District finance staff told the board the governor's preliminary aid run leaves Cornwall about $400,000 short of prior expectations and outlined inflating costs (water, TRS/ERS, health insurance). The facilities committee recommended three bond propositions — a tax‑neutral core project, a classroom proposition and a field project — with a board vote expected in March.

The Cornwall Central School District Board of Education on Feb. 9 heard a budget briefing that flagged rising costs and a proposed three‑part capital plan the facilities committee recommended putting before voters next month.

Budget presenter John, a district finance presenter, told the board that the governor's budget run left the district about $400,000 below earlier estimates for state aid and that several cost pressures are driving the 2026–27 outlook. "On the tax levy, every 1% we go up is about $539,000," he said, and noted big line‑item changes including a nearly 94% jump in village water charges (from about $108,000 to $209,000) and expected contribution increases for the State Teachers' Retirement System and the Employees' Retirement System.

The budget presentation paired a needs assessment with a list of staffing and equipment requests: guidance and intervention positions, a bilingual school psychologist, additional teaching‑assistant coverage tied to program restructures, athletic equipment and building‑and‑grounds vehicles, a float nurse position, and an ongoing door‑hardware capital request.

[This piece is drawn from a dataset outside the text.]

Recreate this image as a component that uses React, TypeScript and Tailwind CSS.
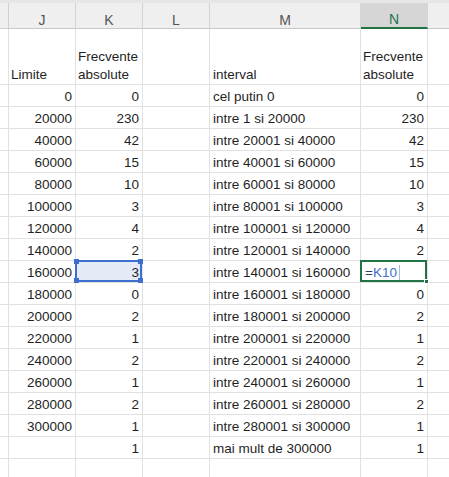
const font = { fontFamily: '"Liberation Sans", Arial, sans-serif' };

type Row = { lim: string; fa: string; interval: string; n: string };

const rows: Row[] = [
  { lim: "0", fa: "0", interval: "cel putin 0", n: "0" },
  { lim: "20000", fa: "230", interval: "intre 1 si 20000", n: "230" },
  { lim: "40000", fa: "42", interval: "intre 20001 si 40000", n: "42" },
  { lim: "60000", fa: "15", interval: "intre 40001 si 60000", n: "15" },
  { lim: "80000", fa: "10", interval: "intre 60001 si 80000", n: "10" },
  { lim: "100000", fa: "3", interval: "intre 80001 si 100000", n: "3" },
  { lim: "120000", fa: "4", interval: "intre 100001 si 120000", n: "4" },
  { lim: "140000", fa: "2", interval: "intre 120001 si 140000", n: "2" },
  { lim: "160000", fa: "3", interval: "intre 140001 si 160000", n: "=K10" },
  { lim: "180000", fa: "0", interval: "intre 160001 si 180000", n: "0" },
  { lim: "200000", fa: "2", interval: "intre 180001 si 200000", n: "2" },
  { lim: "220000", fa: "1", interval: "intre 200001 si 220000", n: "1" },
  { lim: "240000", fa: "2", interval: "intre 220001 si 240000", n: "2" },
  { lim: "260000", fa: "1", interval: "intre 240001 si 260000", n: "1" },
  { lim: "280000", fa: "2", interval: "intre 260001 si 280000", n: "2" },
  { lim: "300000", fa: "1", interval: "intre 280001 si 300000", n: "1" },
  { lim: "", fa: "1", interval: "mai mult de 300000", n: "1" },
];

const cols = "grid grid-cols-[9px_67px_67px_67px_151px_67px_1fr]";
const cell = "border-r border-b border-[#e1e1e1] flex items-end leading-[18px] text-[13.5px] text-[#1f1f1f] overflow-visible whitespace-nowrap";

function Handle({ pos }: { pos: string }) {
  return <div className={`absolute w-[5px] h-[5px] bg-[#3f6fce] z-10 ${pos}`} />;
}

export default function App() {
  const heads = ["J", "K", "L", "M", "N"];
  return (
    <div className="w-[449px] h-[477px] overflow-hidden bg-white" style={font}>
      <div className="h-[3px] bg-[#e6e6e6]" />
      <div className={`${cols} h-[26px] bg-[#efefef]`}>
        <div className="border-r border-b border-[#d0d0d0]" />
        {heads.map((h) => (
          <div
            key={h}
            className={`flex items-end justify-center leading-[16px] text-[14px] border-r border-[#d4d4d4] ${
              h === "N" ? "bg-[#d6d6d6] text-[#217346] border-b-2 border-b-[#217346]" : "text-[#555] border-b border-b-[#c8c8c8]"
            }`}
          >
            {h}
          </div>
        ))}
        <div className="border-b border-[#c8c8c8]" />
      </div>

      <div className={`${cols} h-[56px]`}>
        <div className={cell} />
        <div className={`${cell} pl-[2px]`}>Limite</div>
        <div className={`${cell} pl-[2px] flex-col !items-start justify-end`}>
          <span>Frecvente</span>
          <span>absolute</span>
        </div>
        <div className={cell} />
        <div className={`${cell} pl-[3px]`}>interval</div>
        <div className={`${cell} pl-[2px] flex-col !items-start justify-end`}>
          <span>Frecvente</span>
          <span>absolute</span>
        </div>
        <div className="border-b border-[#e1e1e1]" />
      </div>

      {rows.map((r, i) => {
        const selK = r.lim === "160000";
        return (
          <div key={i} className={`${cols} h-[22px]`}>
            <div className={cell} />
            <div className={`${cell} justify-end pr-[3px]`}>{r.lim}</div>
            <div className={`${cell} justify-end pr-[3px] relative ${selK ? "bg-[#e4eaf6]" : ""}`}>
              {r.fa}
              {selK && (
                <div className="absolute -left-[1px] -top-[1px] right-0 bottom-0 border-2 border-[#3f6fce]">
                  <Handle pos="-left-[3px] -top-[3px]" />
                  <Handle pos="-right-[3px] -top-[3px]" />
                  <Handle pos="-left-[3px] -bottom-[3px]" />
                  <Handle pos="-right-[3px] -bottom-[3px]" />
                </div>
              )}
            </div>
            <div className={cell} />
            <div className={`${cell} pl-[3px]`}>{r.interval}</div>
            {r.n === "=K10" ? (
              <div className={`${cell} relative pl-[4px]`}>
                <span className="text-[#2b3f6b]">=</span>
                <span className="text-[#3f6fce]">K10</span>
                <span className="ml-[2px] mb-[2px] w-[1px] h-[15px] bg-[#a9b9dc]" />
                <div className="absolute -left-[1px] -top-[1px] right-0 bottom-0 border-2 border-[#217346]">
                  <div className="absolute -right-[4px] -bottom-[4px] w-[5px] h-[5px] bg-[#217346] border border-white" />
                </div>
              </div>
            ) : (
              <div className={`${cell} justify-end pr-[3px]`}>{r.n}</div>
            )}
            <div className="border-b border-[#e1e1e1]" />
          </div>
        );
      })}

      <div className={`${cols} h-[22px]`}>
        <div className={cell} />
        <div className={cell} />
        <div className={cell} />
        <div className={cell} />
        <div className={cell} />
        <div className={cell} />
        <div className="border-b border-[#e1e1e1]" />
      </div>
    </div>
  );
}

The presenter said the current needs assessment total is about $1.8 million and emphasized those priorities may shift as the budget process continues.

Why it matters: rising fixed costs and modest state aid growth can force the district to prioritize staff and capital requests, shift reserves, or adjust the tax levy that funds operations.

Facilities committee recommendation

Separately, the facilities committee outlined three propositions for a future bond vote and recommended the board advance the package for voter consideration. Facilities committee member Jim said the district has roughly $55 million of fiscal space created by prior debt payments "to do, about $55,000,000 worth of work in a tax neutral fashion." The committee recommended: (1) a Proposition 1 core project at roughly $44.5 million structured to be tax neutral using reserves and debt‑service timing; (2) a Proposition 2 classroom‑focused package of about $21 million that would be roughly half tax neutral; and (3) Proposition 3 — a high‑school athletic field project — described in committee discussion as about $14.5 million.

Committee members said they debated whether to move items between propositions to maximize tax neutrality but ultimately left the priorities intact to preserve coherence of the classroom proposal. Committee members and staff discussed aidability and noted the final household impact will depend on how much state building aid is eligible and on local assessed values.

How much would it cost households? The board heard illustrative, order‑of‑magnitude figures: using a $350,000 assessed home as an example, combined Proposition 1 and 2 could raise costs by roughly $18 a month; adding Proposition 3 was discussed as raising the example to about $40 a month. Board members cautioned these are directional estimates and that final numbers will be calculated before any vote.

Next steps: The facilities committee asked the board to take a formal vote on putting propositions on the ballot by the board's second meeting in March. Board members also discussed producing voter‑facing materials that translate large project totals into monthly household impacts and clarified that some project elements may ultimately attract state aid, which would reduce local costs.

No final bond vote was taken on Feb. 9; the committee recommendation will be returned for a formal board resolution and final cost estimates ahead of the March deadline.